The professional teachers from The Holy Land Institute for the Deaf provided lessons that focused not only on learning the language, but also on exploring the deaf community in Jordan. The principal goal of the co-curricular was to allow students to be exposed to sign language and deaf culture, raising importance of the language and leading them to understand the fact that the deaf people are not disabled people, but instead are precious members of our society.
The Holy Land Institute for the Deaf was first established in 1964 in Salt by the local Arab Episcopal Church, with the aim of providing an opportunity of education for the deaf community, whose members were often marginalized and neglected by the society. It has been actively running for more than 50 years, assisting the deaf students and adults in learning the language that would facilitate their communication skills.
When he joined the institute in 2014, the first of what would be three separate stints living in Jordan, Mr. Tim’s main purpose was to conduct an ethnographic research, in order to figure out what deaf education was like in Jordan as well as to analyze the general situation of the deaf community in Jordan compared to other countries.
His interest in Sign Language began when he was in grade 11 at his high school in Singapore. He had a chance to participate in the Creativity Action Service, a required community service program in the IB Curriculum.
He first started to take sign language classes at the Singapore Association of the Deaf because he needed them to complete the curriculum. However, after interacting with the deaf community for some time, he was fascinated by their distinct and separate culture, which transcended Singapore’s diverse ethnic groups.
His passion towards sign language and deaf community followed him to his college life. In Georgetown, he co-founded an American Sign Language and Deaf Culture Club with his two other friends, who had direct connections with the deaf community through their siblings.
“It was pretty successful, taking into consideration that we were the first ones to start something new and unfamiliar which was often neglected by the community,” said Mr. Tim.
However, the program was limited by restricted access to resources. In fact, they did not have any professional teachers, and the school was not very supportive of their program. Interested in learning more about the deaf community in Jordan, he also joined other several volunteering services after college which were held in Singapore, United States, Jordan, and Egypt.
After being associated with the deaf community in Jordan, Mr. Tim wanted to teach the international students about the importance of sign language and its connection with the deaf community culture. Then, after trying to find out a way to achieve his goal, he became a teacher at King’s Academy last year.

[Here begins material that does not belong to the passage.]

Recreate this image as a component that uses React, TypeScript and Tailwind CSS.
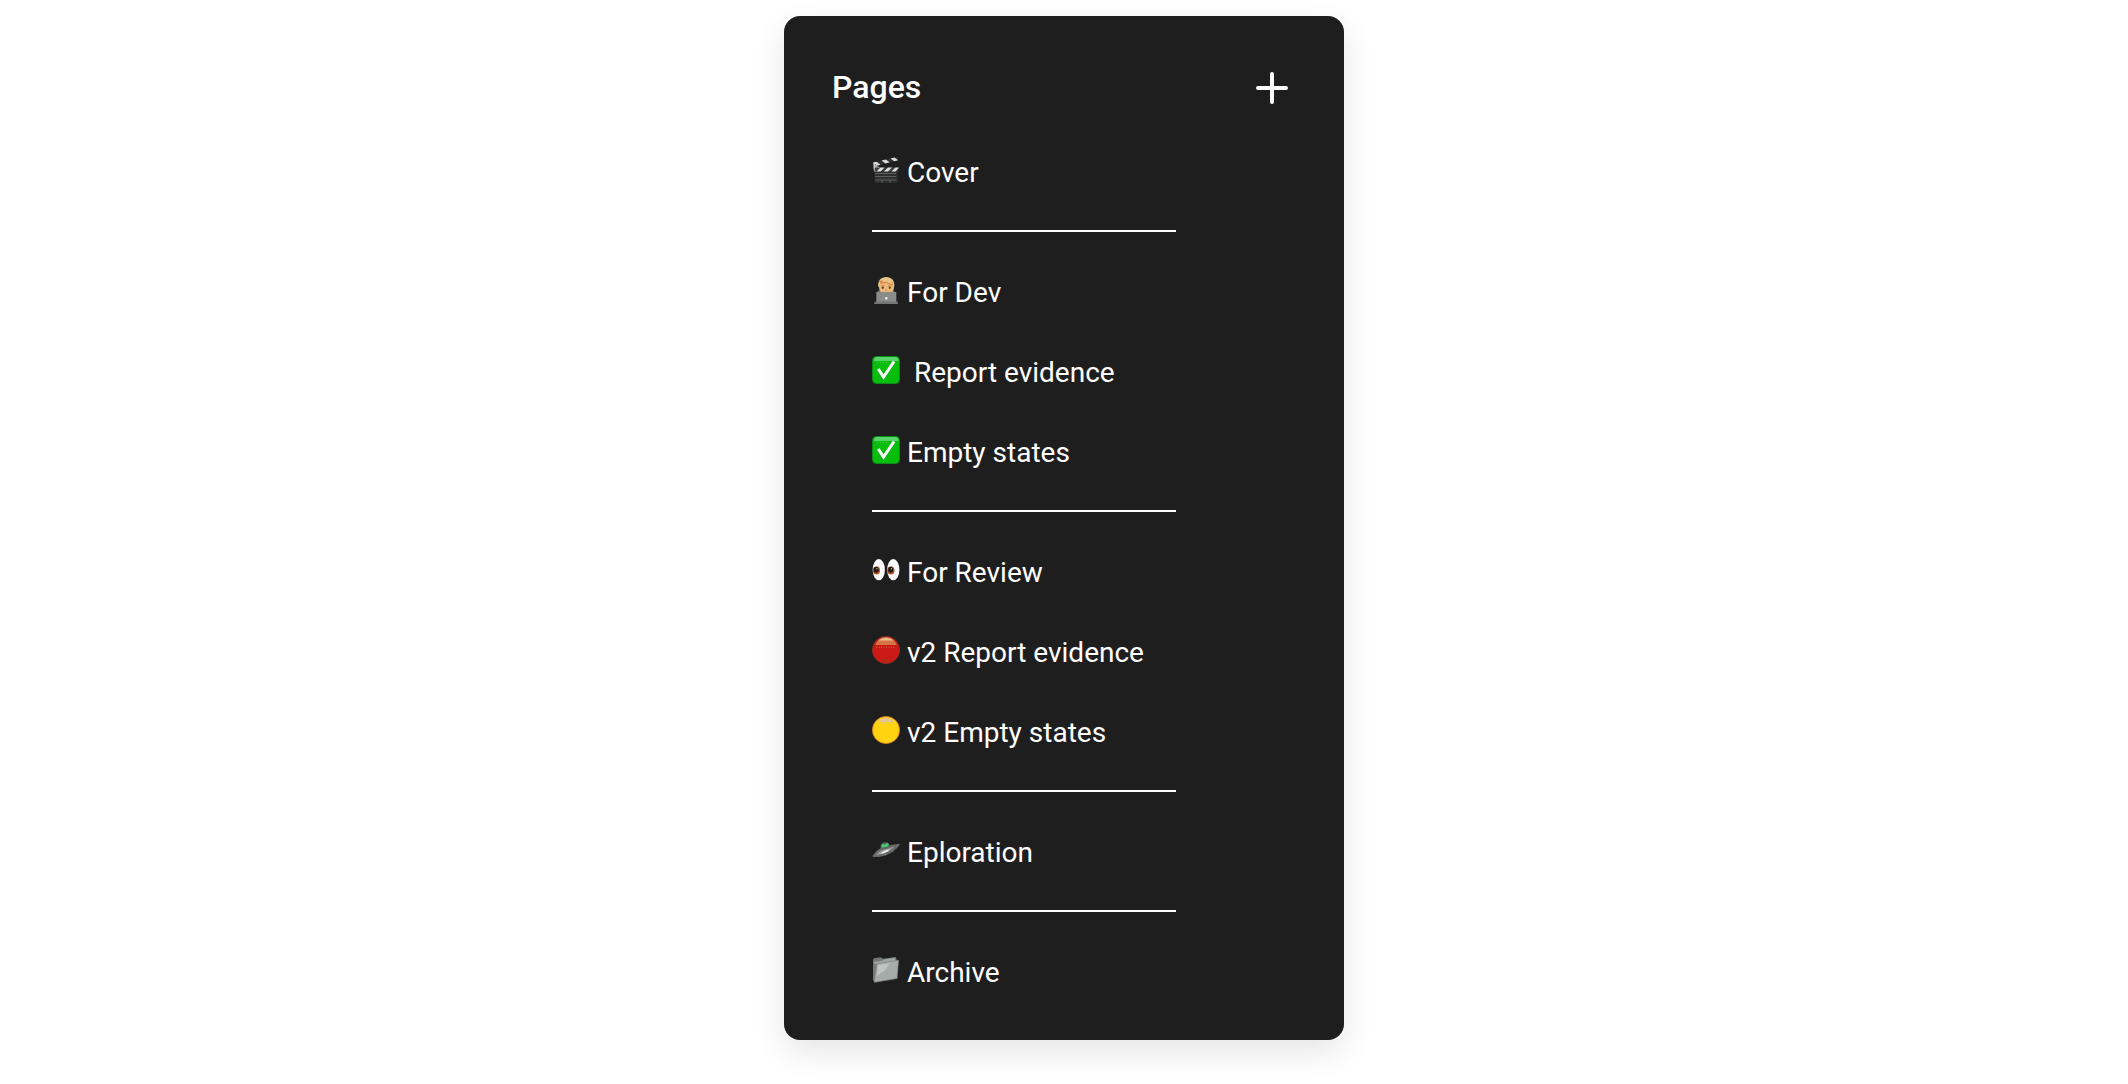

Surprisingly, Mr. Tim wasn’t the first one to come up with the idea of initiating a sign language co-curricular at King’s.
“It was a happy coincidence,” he told me. Even before Mr. Tim started his career at King’s there was an ongoing conversation between Ms. Rana Matar in the Learning Center and Brother Andrew, director of the Institute, about starting to have sign language classes in the school.
According to Mr. Tim, the fall co-curricular program was pretty successful, with all ten students in the program passing the exam taken at the end of the year. The test contained materials that the students learned in class throughout the term, and certificates were given to those who passed the exam.
Most importantly, Mr. Tim said that the instructors were very pleased to share their talent with the students, and were very heartened to see that the students were putting authentic effort to learn the deaf culture and sign language.
Seyoung Jang ’19, one of the students who participated in the program said that he could feel the “burning passion” of the teachers, which motivated him and the other students to approach the course with true love and interest.
As the attitude of the society towards the deaf community tends to be very condescending and patronizing, the Sign Language program has the potential to open the doors for them.
Most importantly, the co-curricular teaches the King’s Academy students a prominent condition of becoming a global leader, which is the ability to accept the difference of others, rather than to ignore or denounce them. Sign Language is an excellent opportunity for students to open their ears and listen to the stories of the people who had been marginalized for unfair reasons.
“Sign language and deaf culture are closely interlinked, that one can’t be achieved without the other,” he told me. “My future dream is to see students having a fluent conversation through sign language.” Mr. Tim is hoping that students will make the best out of the amazing opportunity they have and become passionate in the culture as much as he is.